Alternatively, take the footpath near the information board and exit in Melton Riverside car park. Go over a wooden footbridge and turn left to join the footpath from the road to the river wall.
2) Turn right towards Woodbridge, following the path along the river wall.
3) The path narrows as it snakes through the Granary Boatyard, past level crossing number 2, then briefly becomes a high and a low path on the approach to houseboats.
4) A countryside stretch where the river seems at its widest without a building, farmstead, let alone a town, in sight!
5) Continue by Melton Quay, through the site of Melton Boat Club and past level crossing number 3 with views towards Mill Hills and the old maltings (right).
6) The footpath bears inland and at tarmacked area by level crossing number 4 leads left, between buildings and a high hedge parallel to the railway line.
This opens out to a cul de sac of new buildings (Lime Kiln Quay). Follow the waymarkers towards the left to head down a track between an historic bungalow with a carved timber porch and a terrace of brick cottages. The track becomes a green lane before views (left) to the marina cutting alongside balconied offices.

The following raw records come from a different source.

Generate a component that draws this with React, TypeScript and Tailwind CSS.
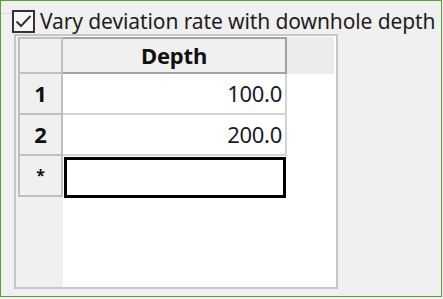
import React from 'react';

const font = { fontFamily: '"Noto Sans", "Open Sans", sans-serif' };

function CheckBox() {
  return (
    <div className="w-[23px] h-[23px] border-2 border-[#333333] bg-[#f7f7f7] flex items-center justify-center shrink-0">
      <svg width="17" height="15" viewBox="0 0 17 15">
        <polyline points="1.5,7.5 6,12 15.5,2" fill="none" stroke="#333333" strokeWidth="2" />
      </svg>
    </div>
  );
}

const rows = [
  { head: '1', value: '100.0' },
  { head: '2', value: '200.0' },
];

export default function App() {
  return (
    <div className="w-[443px] h-[299px] bg-[#f0f0f0]" style={font}>
      <div className="w-[442px] h-[297px] border border-[#4ea52f] relative">
        {/* group box edge */}
        <div className="absolute left-0 top-[12px] w-[11px] h-px bg-[#d9d9d9]" />

        <div className="flex items-center gap-[5px] pl-[11px] pt-[8px] h-[32px]">
          <CheckBox />
          <span className="text-[21px] leading-none text-[#1e1e1e] tracking-[-0.1px] whitespace-nowrap">
            Vary deviation rate with downhole depth
          </span>
        </div>

        <div className="ml-[13px] mt-[1px] w-[324px] h-[255px] border-2 border-[#c6c6c6] bg-white flex">
          {/* row header column */}
          <div className="w-[47px] h-full bg-[#f0f0f0] flex flex-col pl-[2px]">
            <div className="h-[37px] mt-px border-2 border-[#c0c0c0]" />
            {rows.map((r) => (
              <div
                key={r.head}
                className="h-[41px] border-2 border-t-0 border-[#c0c0c0] flex items-center justify-center text-[22px] font-bold text-[#111]"
              >
                {r.head}
              </div>
            ))}
            <div className="h-[41px] border-2 border-t-0 border-[#c0c0c0] flex justify-center pt-[7px] text-[16px] font-bold text-[#111]">
              *
            </div>
          </div>

          {/* data column */}
          <div className="w-[224px] h-full flex flex-col">
            <div className="h-[37px] mt-px border-2 border-l-0 border-[#a2a2a2] bg-[#f0f0f0] flex items-center justify-center text-[22px] font-bold text-[#111] tracking-[-0.2px]">
              Depth
            </div>
            {rows.map((r) => (
              <div
                key={r.head}
                className="h-[41px] border-r-2 border-b-2 border-[#d4d4d4] flex items-center justify-end pr-[3px] text-[22px] text-[#1a1a2a] tracking-[-0.3px]"
              >
                {r.value}
              </div>
            ))}
            <div className="h-[41px] border-[3px] border-[#000] ml-px mr-[1px] mt-px" />
          </div>

          {/* filler column */}
          <div className="flex-1 h-full flex flex-col">
            <div className="h-[37px] mt-px bg-[#ececec] mr-[2px]" />
          </div>
        </div>
      </div>
    </div>
  );
}
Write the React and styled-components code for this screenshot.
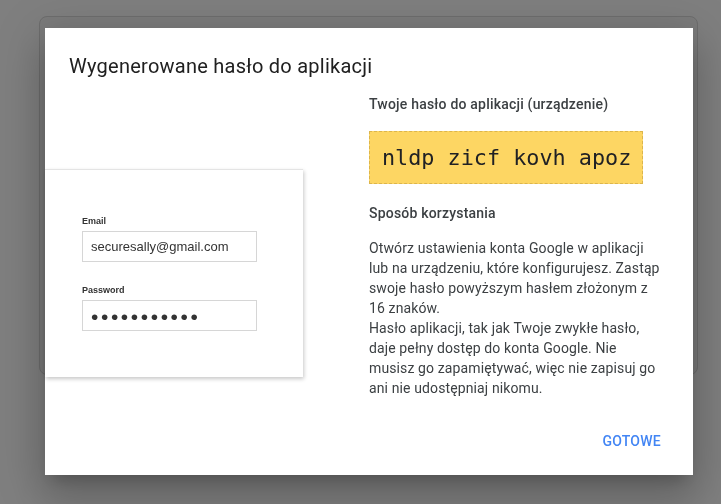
import React from "react";
import styled, { createGlobalStyle } from "styled-components";

const GlobalStyle = createGlobalStyle`
	html, body {
		margin: 0;
		padding: 0;
		background: #7f7f7f;
		font-family: Roboto, "Liberation Sans", Arial, sans-serif;
		overflow: hidden;
	}
`;

const Page = styled.div`
	width: 721px;
	height: 504px;
	padding: 16px 0 0 39px;
	box-sizing: border-box;
`;

// the dimmed page content sitting under the modal
const UnderPanel = styled.div`
	width: 659px;
	height: 359px;
	box-sizing: border-box;
	border: 1px solid #6d6d6d;
	border-radius: 8px;
	background: #7b7b7b;
`;

const Dialog = styled.div`
	position: fixed;
	left: 45px;
	top: 28px;
	width: 648px;
	height: 447px;
	background: #fff;
	display: flex;
	flex-direction: column;
	box-shadow: 0 11px 15px -7px rgba(0, 0, 0, 0.2),
		0 24px 38px 3px rgba(0, 0, 0, 0.14), 0 9px 46px 8px rgba(0, 0, 0, 0.12);
`;

const Title = styled.h2`
	margin: 0;
	padding: 24px 24px 0;
	font-size: 20px;
	line-height: 28px;
	font-weight: 400;
	letter-spacing: 0.25px;
	color: #202020;
`;

const Body = styled.div`
	display: flex;
	margin-top: 14px;
`;

const IllustrationCol = styled.div`
	width: 324px;
	flex-shrink: 0;
	padding-top: 75px;
`;

const LoginCard = styled.div`
	width: 258px;
	height: 208px;
	box-sizing: border-box;
	background: #fff;
	border-top: 1px solid #e4e4e4;
	box-shadow: 1px 2px 4px rgba(0, 0, 0, 0.22);
	padding: 45px 0 0 37px;
	font-family: "Liberation Sans", Arial, sans-serif;
`;

const FieldLabel = styled.div`
	font-size: 9px;
	line-height: 12px;
	font-weight: 700;
	color: #333;
	margin-bottom: 4px;
	margin-top: ${(p) => (p.$first ? "0" : "22px")};
`;

const FakeInput = styled.div`
	width: 175px;
	height: 31px;
	box-sizing: border-box;
	border: 1px solid #d6d6d6;
	display: flex;
	align-items: center;
	padding-left: 8px;
	font-size: 13px;
	color: #333;
`;

const Dots = styled.span`
	font-size: 21px;
	letter-spacing: 2.6px;
	color: #333;
	line-height: 1;
	margin-top: 1px;
`;

const InfoCol = styled.div`
	width: 300px;
	flex-shrink: 0;
	color: #3c4043;
`;

const Heading = styled.div`
	font-size: 14px;
	line-height: 20px;
	font-weight: 500;
	letter-spacing: 0.2px;
	color: #3c4043;
	margin-top: ${(p) => p.$mt || "0"};
`;

const PasswordBox = styled.div`
	margin-top: 17px;
	width: 274px;
	height: 53px;
	box-sizing: border-box;
	background: #fdd663;
	border: 1px dashed #dcb54c;
	display: flex;
	align-items: center;
	padding-left: 12px;
	font-family: "DejaVu Sans Mono", "Liberation Mono", monospace;
	font-size: 21.8px;
	color: #202124;
	white-space: nowrap;
`;

const Paragraph = styled.p`
	margin: 15px 0 0;
	width: 295px;
	font-size: 14px;
	line-height: 20px;
	letter-spacing: 0.12px;
	color: #3c4043;
`;

const Footer = styled.div`
	margin-top: auto;
	display: flex;
	justify-content: flex-end;
	padding: 0 24px 16px;
`;

const TextButton = styled.button`
	height: 36px;
	padding: 0 8px;
	border: none;
	background: transparent;
	font-family: Roboto, "Liberation Sans", Arial, sans-serif;
	font-size: 14px;
	font-weight: 500;
	letter-spacing: 0.25px;
	color: #4285f4;
	cursor: pointer;
`;

export default function App() {
	return (
		<Page>
			<GlobalStyle />
			<UnderPanel />
			<Dialog>
				<Title>Wygenerowane hasło do aplikacji</Title>
				<Body>
					<IllustrationCol>
						<LoginCard>
							<FieldLabel $first>Email</FieldLabel>
							<FakeInput>securesally@gmail.com</FakeInput>
							<FieldLabel>Password</FieldLabel>
							<FakeInput>
								<Dots>•••••••••••</Dots>
							</FakeInput>
						</LoginCard>
					</IllustrationCol>
					<InfoCol>
						<Heading>Twoje hasło do aplikacji (urządzenie)</Heading>
						<PasswordBox>nldp zicf kovh apoz</PasswordBox>
						<Heading $mt="19px">Sposób korzystania</Heading>
						<Paragraph>
							Otwórz ustawienia konta Google w aplikacji lub na urządzeniu,
							które konfigurujesz. Zastąp swoje hasło powyższym hasłem
							złożonym z 16 znaków.
							<br />
							Hasło aplikacji, tak jak Twoje zwykłe hasło, daje pełny dostęp
							do konta Google. Nie musisz go zapamiętywać, więc nie zapisuj go
							ani nie udostępniaj nikomu.
						</Paragraph>
					</InfoCol>
				</Body>
				<Footer>
					<TextButton>GOTOWE</TextButton>
				</Footer>
			</Dialog>
		</Page>
	);
}
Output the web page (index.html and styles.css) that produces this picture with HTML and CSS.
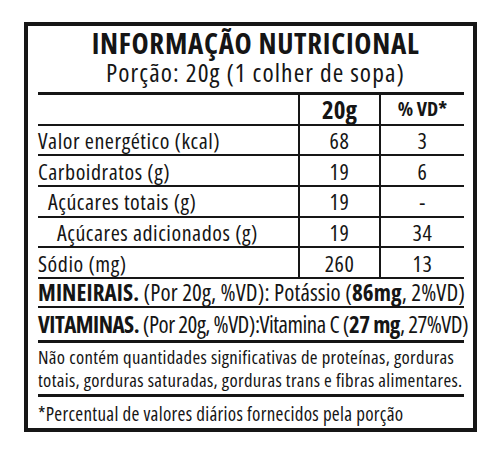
FILE: index.html
```html
<!DOCTYPE html>
<html lang="pt-BR">
<head>
<meta charset="utf-8">
<title>Informação Nutricional</title>
<link rel="stylesheet" href="styles.css">
</head>
<body>
<div class="label">
  <div class="head">
    <div class="title">INFORMAÇÃO NUTRICIONAL</div>
    <div class="portion">Porção: 20g (1 colher de sopa)</div>
  </div>
  <div class="table">
    <div class="row hdr"><div class="c name"></div><div class="c val"><b class="h20">20g</b></div><div class="c vd"><b class="hvd">% VD*</b></div></div>
    <div class="row"><div class="c name">Valor energético (kcal)</div><div class="c val">68</div><div class="c vd">3</div></div>
    <div class="row"><div class="c name">Carboidratos (g)</div><div class="c val">19</div><div class="c vd">6</div></div>
    <div class="row"><div class="c name ind1">Açúcares totais (g)</div><div class="c val">19</div><div class="c vd">-</div></div>
    <div class="row"><div class="c name ind2">Açúcares adicionados (g)</div><div class="c val">19</div><div class="c vd">34</div></div>
    <div class="row"><div class="c name">Sódio (mg)</div><div class="c val">260</div><div class="c vd">13</div></div>
  </div>
  <div class="line mine"><b>MINEIRAIS.</b>&nbsp;(Por 20g, %VD): Potássio (<b>86mg</b>, 2%VD)</div>
  <div class="line vit"><b>VITAMINAS.</b>&nbsp;(Por 20g, %VD):Vitamina C (<b>27 mg</b>, 27%VD)</div>
  <div class="note">Não contém quantidades significativas de proteínas, gorduras<br>totais, gorduras saturadas, gorduras trans e fibras alimentares.</div>
  <div class="foot">*Percentual de valores diários fornecidos pela porção</div>
</div>
</body>
</html>
```

FILE: styles.css
```css
html, body {
  margin: 0;
  padding: 0;
  background: #ffffff;
}
body {
  font-family: "Open Sans", "Liberation Sans", sans-serif;
  font-stretch: 87.5%;
  color: #151515;
}
.label {
  box-sizing: border-box;
  margin: 22px 0 0 24px;
  width: 453px;
  height: 410px;
  border: 4px solid #161616;
  padding: 0 9px 0 10px;
  display: flex;
  flex-direction: column;
}
.head {
  border-bottom: 3px solid #161616;
  padding: 2px 0 5px 9px;
  text-align: center;
}
.title {
  font-size: 29px;
  line-height: 30px;
  font-weight: bold;
  letter-spacing: 0.7px;
}
.portion {
  font-size: 25.5px;
  line-height: 29px;
  letter-spacing: 1.1px;
}
.table {
  display: grid;
  grid-template-columns: 260px 81px 85px;
  grid-auto-rows: 30.67px;
}
.row {
  display: contents;
}
.c {
  box-sizing: border-box;
  border-bottom: 2px solid #161616;
  display: flex;
  align-items: center;
  font-size: 22px;
  line-height: 24px;
  letter-spacing: 0.55px;
}
.val, .vd {
  border-left: 2px solid #161616;
  justify-content: center;
}
.ind1 { padding-left: 10px; }
.ind2 { padding-left: 19px; }
.h20 { font-size: 25px; letter-spacing: 0; }
.hvd { font-size: 20px; letter-spacing: 0; }
.line {
  font-size: 23px;
  line-height: 26px;
  display: flex;
  align-items: center;
  white-space: nowrap;
}
.mine {
  height: 29px;
  letter-spacing: 0.12px;
  border-bottom: 2px solid #161616;
  box-sizing: border-box;
}
.vit {
  height: 35px;
  letter-spacing: -0.5px;
  border-bottom: 3px solid #161616;
  box-sizing: border-box;
}
.note {
  font-size: 18.7px;
  line-height: 23px;
  letter-spacing: 0.33px;
  padding: 2px 0 3px;
  border-bottom: 3px solid #161616;
  white-space: nowrap;
}
.foot {
  font-size: 19px;
  line-height: 23px;
  letter-spacing: 0.3px;
  padding-top: 6px;
}
```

7) At the Tide Mill, continue round the quayside. The footbridge over the railway leads to the town and the station (8), or continue along the riverside to the Deben Rowing Club and the popular decking terraces of the Tea Hut café overlooking the model boating lake (9)…
Distance: 1.5 miles/2.5 kms
Time: 1 hour
Start: Melton Railway Station or Melton Riverside car park IP12 2PA
Parking: Melton Riverside IP12 2PA
Access: Riverside path, tarmac, cobbles, pavements, steps, gates. Waymarked – East Suffolk Line/Sandlings Walk.
Big Map to hand: OS Explorer 212
Ts & Ps: Wilford Bridge pub, Melton (pub, shop, takeaway), Woodbridge (pubs, cafés, shops, public conveniences).